The system would have to maintain privilege profiles, and know which to apply for each user and program. In the case of newly installed software, an administrator would need to set up default profiles for the new code.
Eliminating vulnerability to rogue device drivers is probably harder than for arbitrary rogue executables. Two techniques, used in VMS, that can help are memory mapping only the registers of the device in question and a system interface associating the driver with interrupts from the device.
Other approaches are:
Various forms of virtualization, allowing the code unlimited access only to virtual resources
Various forms of sandbox or jail
The security functions of Java, in java.security
Such approaches, however, if not fully integrated with the operating system, would reduplicate effort and not be universally applied, both of which would be detrimental to security.

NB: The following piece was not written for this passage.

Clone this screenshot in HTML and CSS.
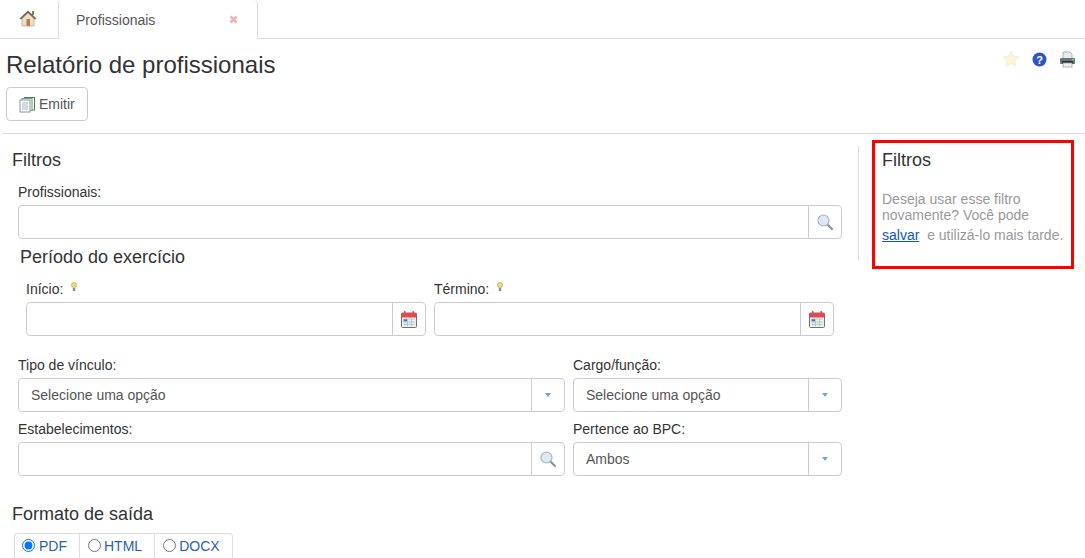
FILE: index.html
```html
<!DOCTYPE html>
<html lang="pt-BR">
<head>
  <meta charset="UTF-8" />
  <title>Relatório de profissionais</title>
  <link rel="stylesheet" href="styles.css">
</head>
<body>
  <div class="tabs">
    <a class="tab-home">
      <svg width="20" height="18" viewBox="0 0 20 18">
        <rect x="14" y="2" width="2" height="4" fill="#8d7b6c"/>
        <path d="M4 9.500 10 4l6 5.500V17H4z" fill="#efe0c8" stroke="#b8a48e" stroke-width=".8"/>
        <path d="M10 1.500 1.500 9.500 3 10.500 10 4l7 6.500 1.500-1z" fill="#77675a"/>
        <rect x="8.500" y="10" width="3.500" height="7" fill="#c07a48"/>
      </svg>
    </a>
    <div class="tab-active">
      <span>Profissionais</span>
      <svg width="9" height="9" viewBox="0 0 9 9">
        <path d="M1.500 1.500l6 6M7.500 1.500l-6 6" stroke="#e8b4b4" stroke-width="2.600"/>
      </svg>
    </div>
  </div>

  <header class="page-head">
    <div>
      <h1>Relatório de profissionais</h1>
      <button class="btn" type="button">
        <svg width="16" height="17" viewBox="0 0 16 17">
          <rect x="5.500" y="1.500" width="10" height="12.500" fill="#f4faf3" stroke="#3f8a4a"/>
          <rect x="3" y="2.500" width="10" height="12" fill="#f6f9f9" stroke="#7d9a8a"/>
          <rect x="1" y="4" width="10" height="12" fill="#fff" stroke="#8a9aa0"/>
          <path d="M3 7h6M3 9h6M3 11h6M3 13h6" stroke="#a9b8c0"/>
        </svg>
        Emitir
      </button>
    </div>
    <div class="head-icons">
      <svg width="18" height="18" viewBox="0 0 18 18">
        <path d="M9 1l2.400 5.300 5.600.6-4.200 3.800 1.200 5.700L9 13.500l-5 2.900 1.200-5.700L1 6.900l5.600-.6z" fill="#f9f5d6" stroke="#efe9c2" stroke-width=".6"/>
      </svg>
      <svg width="15" height="15" viewBox="0 0 15 15">
        <circle cx="7.500" cy="7.500" r="7" fill="#2f55c4"/>
        <text x="7.500" y="11.500" class="help-mark">?</text>
      </svg>
      <svg width="17" height="17" viewBox="0 0 17 17">
        <path d="M4 1h7l2 2v5H4z" fill="#e8ecec" stroke="#9aa4a8" stroke-width=".8"/>
        <rect x="1" y="7" width="15" height="6" rx="1" fill="#6d7478"/>
        <rect x="3" y="10" width="11" height="3" fill="#2b3034"/>
        <rect x="4" y="12" width="9" height="4" fill="#f1f4f4" stroke="#9aa4a8" stroke-width=".8"/>
        <rect x="13" y="8" width="2" height="1.500" fill="#6fd08a"/>
      </svg>
    </div>
  </header>

  <hr class="divider">

  <div class="content">
    <main class="filters">
      <h3>Filtros</h3>
      <div class="fields">
        <div class="field">
          <label>Profissionais:</label>
          <div class="input-group">
            <div class="control"></div>
            <span class="addon">
              <svg width="18" height="18" viewBox="0 0 18 18">
                <path d="M11 11l5 5" stroke="#8f9295" stroke-width="2.200" stroke-linecap="round"/>
                <circle cx="7.500" cy="7.500" r="5.500" fill="#dfe9f3" stroke="#aab3bb" stroke-width="1.200"/>
              </svg>
            </span>
          </div>
        </div>

        <h3 class="period-title">Período do exercício</h3>
        <div class="period">
          <div class="field">
            <label>Início: <svg class="bulb" width="6" height="10" viewBox="0 0 6 10"><circle cx="3" cy="3" r="2.600" fill="#f2d77a" stroke="#b9a45c" stroke-width=".6"/><rect x="1.800" y="6" width="2.400" height="3" fill="#8a8a80"/></svg></label>
            <div class="input-group">
              <div class="control"></div>
              <span class="addon">
                <svg width="16" height="17" viewBox="0 0 16 17">
                  <rect x=".5" y="2" width="15" height="14.500" rx="1" fill="#e8f0ee" stroke="#77706a"/>
                  <rect x=".5" y="2" width="15" height="4.500" rx="1" fill="#e5484d"/>
                  <rect x="3" y="0" width="1.500" height="4" fill="#c9565a"/>
                  <rect x="11.500" y="0" width="1.500" height="4" fill="#c9565a"/>
                  <rect x="2.500" y="8" width="3.500" height="2.500" fill="#4a78c8"/>
                  <path d="M6.500 8v7M10.500 8v7M2.500 11h11M2.500 13.500h11M2.500 8h11" stroke="#a9c2c4" stroke-width=".8"/>
                </svg>
              </span>
            </div>
          </div>
          <div class="field">
            <label>Término: <svg class="bulb" width="6" height="10" viewBox="0 0 6 10"><circle cx="3" cy="3" r="2.600" fill="#f2d77a" stroke="#b9a45c" stroke-width=".6"/><rect x="1.800" y="6" width="2.400" height="3" fill="#8a8a80"/></svg></label>
            <div class="input-group">
              <div class="control"></div>
              <span class="addon">
                <svg width="16" height="17" viewBox="0 0 16 17">
                  <rect x=".5" y="2" width="15" height="14.500" rx="1" fill="#e8f0ee" stroke="#77706a"/>
                  <rect x=".5" y="2" width="15" height="4.500" rx="1" fill="#e5484d"/>
                  <rect x="3" y="0" width="1.500" height="4" fill="#c9565a"/>
                  <rect x="11.500" y="0" width="1.500" height="4" fill="#c9565a"/>
                  <rect x="2.500" y="8" width="3.500" height="2.500" fill="#4a78c8"/>
                  <path d="M6.500 8v7M10.500 8v7M2.500 11h11M2.500 13.500h11M2.500 8h11" stroke="#a9c2c4" stroke-width=".8"/>
                </svg>
              </span>
            </div>
          </div>
        </div>

        <div class="select-grid">
          <div class="field">
            <label>Tipo de vínculo:</label>
            <div class="input-group">
              <div class="control">Selecione uma opção</div>
              <span class="addon"><i class="caret"></i></span>
            </div>
          </div>
          <div class="field">
            <label>Cargo/função:</label>
            <div class="input-group">
              <div class="control">Selecione uma opção</div>
              <span class="addon"><i class="caret"></i></span>
            </div>
          </div>
          <div class="field">
            <label>Estabelecimentos:</label>
            <div class="input-group">
              <div class="control"></div>
              <span class="addon">
                <svg width="18" height="18" viewBox="0 0 18 18">
                  <path d="M11 11l5 5" stroke="#8f9295" stroke-width="2.200" stroke-linecap="round"/>
                  <circle cx="7.500" cy="7.500" r="5.500" fill="#dfe9f3" stroke="#aab3bb" stroke-width="1.200"/>
                </svg>
              </span>
            </div>
          </div>
          <div class="field">
            <label>Pertence ao BPC:</label>
            <div class="input-group">
              <div class="control">Ambos</div>
              <span class="addon"><i class="caret"></i></span>
            </div>
          </div>
        </div>
      </div>

      <h3 class="output-title">Formato de saída</h3>
      <div class="radio-group">
        <label class="radio-item"><input type="radio" name="fmt" checked>PDF</label>
        <label class="radio-item"><input type="radio" name="fmt">HTML</label>
        <label class="radio-item"><input type="radio" name="fmt">DOCX</label>
      </div>
    </main>

    <div class="side-rule"></div>

    <aside class="save-box">
      <h3>Filtros</h3>
      <p>Deseja usar esse filtro novamente? Você pode</p>
      <p class="save-line"><a href="#">salvar</a> &nbsp;e utilizá-lo mais tarde.</p>
    </aside>
  </div>
</body>
</html>
```

FILE: styles.css
```css
html, body {
  height: 558px;
  overflow: hidden;
}
body {
  margin: 0;
  font-family: "Liberation Sans", Arial, sans-serif;
  font-size: 14px;
  color: #333;
  background: white;
}
h1, h3, p {
  margin: 0;
  font-weight: 400;
}

/* tabs */
.tabs {
  display: flex;
  height: 39px;
  box-sizing: border-box;
  border-bottom: 1px solid #ddd;
}
.tab-home {
  width: 58px;
  display: flex;
  justify-content: center;
  padding: 9px 2px 0 0;
  box-sizing: border-box;
}
.tab-active {
  width: 200px;
  height: 39px;
  box-sizing: border-box;
  padding: 0 19px 0 17px;
  display: flex;
  justify-content: space-between;
  align-items: center;
  background: white;
  border: 1px solid #ddd;
  border-top: 0;
  border-bottom: 0;
  border-radius: 4px 4px 0 0;
  color: #555;
  font-size: 14px;
}

/* title */
.page-head {
  display: flex;
  justify-content: space-between;
  padding: 12px 9px 0 6px;
}
h1 {
  font-size: 24px;
  line-height: 27px;
  color: #333;
}
.btn {
  display: flex;
  align-items: center;
  gap: 4px;
  margin-top: 9px;
  width: 82px;
  height: 34px;
  padding: 0 0 0 12px;
  background: white;
  border: 1px solid #ccc;
  border-radius: 4px;
  color: #555;
  font: 14px "Liberation Sans", Arial, sans-serif;
}
.head-icons {
  display: flex;
  gap: 12px;
  align-items: center;
  height: 18px;
  margin-top: -1px;
}
.help-mark {
  font: bold 11px "Liberation Sans", Arial, sans-serif;
  fill: white;
  text-anchor: middle;
}
.divider {
  margin: 12px 0 0 2px;
  border: 0;
  border-top: 1px solid #ddd;
}

/* main area */
.content {
  display: flex;
  align-items: flex-start;
}
.filters {
  width: 830px;
  margin-left: 12px;
  padding-top: 16px;
}
.filters h3, .save-box h3 {
  font-size: 18px;
  line-height: 20px;
  color: #333;
}
.fields {
  padding-left: 6px;
  margin-top: 10px;
}
.field label {
  display: block;
  height: 20px;
  line-height: 20px;
  font-size: 14px;
}
.bulb {
  margin-left: 4px;
  vertical-align: 2px;
}
.field {
  padding-top: 2px;
}
.input-group {
  display: flex;
  height: 34px;
  margin-top: 3px;
  box-sizing: border-box;
  border: 1px solid #ccc;
  border-radius: 4px;
}
.control {
  flex: 1;
  padding-left: 12px;
  line-height: 32px;
  color: #555;
}
.addon {
  width: 32px;
  display: flex;
  align-items: center;
  justify-content: center;
  border-left: 1px solid #ccc;
}
.caret {
  width: 0;
  height: 0;
  border-left: 3.5px solid transparent;
  border-right: 3.5px solid transparent;
  border-top: 4px solid #6aa9dc;
}
.filters .period-title {
  margin: 8px 0 0 2px;
}
.period {
  display: grid;
  grid-template-columns: 400px 400px;
  gap: 8px;
  padding-left: 8px;
  margin-top: 10px;
}
.select-grid {
  display: grid;
  grid-template-columns: 547px 269px;
  column-gap: 8px;
  row-gap: 5px;
  margin-top: 17px;
}
.filters .output-title {
  margin-top: 28px;
}
.radio-group {
  display: inline-flex;
  height: 26px;
  margin: 9px 0 0 2px;
  box-sizing: border-box;
  border: 1px solid #ddd;
  border-bottom: 0;
  border-radius: 4px 4px 0 0;
}
.radio-item {
  display: flex;
  align-items: center;
  gap: 3px;
  height: 24px;
  padding: 0 12px 2px 8px;
  border-left: 1px solid #ddd;
  color: #2a5fb0;
}
.radio-item:first-child {
  border-left: 0;
  padding-left: 7px;
  gap: 4px;
}
.radio-item input {
  margin: 0 0 2px;
  width: 13px;
  height: 13px;
}

/* right side */
.side-rule {
  width: 1px;
  height: 114px;
  margin: 12px 0 0 16px;
  background: #ddd;
}
.save-box {
  width: 202px;
  height: 129px;
  box-sizing: border-box;
  margin: 6px 0 0 13px;
  padding: 7px 7px 0 7px;
  border: 3px solid #f00;
  font-size: 14px;
  color: #999;
}
.save-box p {
  line-height: 16px;
}
.save-box h3 + p {
  margin-top: 21px;
}
.save-box .save-line {
  margin-top: 4px;
}
.save-box a {
  color: #1155cc;
  text-decoration: underline;
}
```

Academic research on malware: a brief overview
The notion of a self-reproducing computer program can be traced back to 1949 when John von Neumann presented lectures that encompassed the theory and organization of complicated automata. Neumann showed that in theory a program could reproduce itself. This constituted a plausibility result in computability theory. Fred Cohen experimented with computer viruses and confirmed Neumann's postulate. He also investigated other properties of malware (detectability, self-obfuscating programs that used rudimentary encryption that he called "evolutionary", and so on). His doctoral dissertation was on the subject of computer viruses. Cohen's faculty advisor, Leonard Adleman (the A in RSA) presented a rigorous proof that, in the general case, algorithmically determining whether a virus is or is not present is Turing undecidable. This problem must not be mistaken for that of determining, within a broad class of programs, that a virus is not present; this problem differs in that it does not require the ability to recognize all viruses. Adleman's proof is perhaps the deepest result in malware computability theory to date and it relies on Cantor's diagonal argument as well as the halting problem. Ironically, it was later shown by Young and Yung that Adleman's work in cryptography is ideal in constructing a virus that is highly resistant to reverse-engineering by presenting the notion of a cryptovirus. A cryptovirus is a virus that contains and uses a public key. In the cryptoviral extortion attack, the virus hybrid encrypts plaintext data on the victim's machine using the virus writer's public key. In theory the victim must negotiate with the virus writer to get the plaintext back (assuming there are no backups). Analysis of the virus reveals the public key, not the needed private decryption key. This result was the first to show that computational complexity theory can be used to devise malware that is robust against reverse-engineering.
Another growing area of computer virus research is to mathematically model the infection behavior of worms using models such as Lotka-Volterra equations, which has been applied in the study of biological virus. Various virus propagation scenarios have been studied by researchers such as propagation of computer virus, fighting virus with virus like predator codes,effectiveness of patching etc.
Emerging vectors and pathways
Wikis and Blogs
Innocuous wikis and blogs are not immune to hijacking. It has been reported that the German edition of Wikipedia has recently been used as an attempt to vector infection. Through a form of social engineering, users with ill intent have added links to web pages that contain malicious software with the claim that the web page would provide detections and remedies, when in fact it was a lure to infect.
Targeted SMTP Threats
Targeted SMTP threats also represent an emerging attack vector through which malware is propagated. As users adapt to widespread spam attacks, cybercriminals distribute crimeware to target one specific organization or industry, often for financial gain.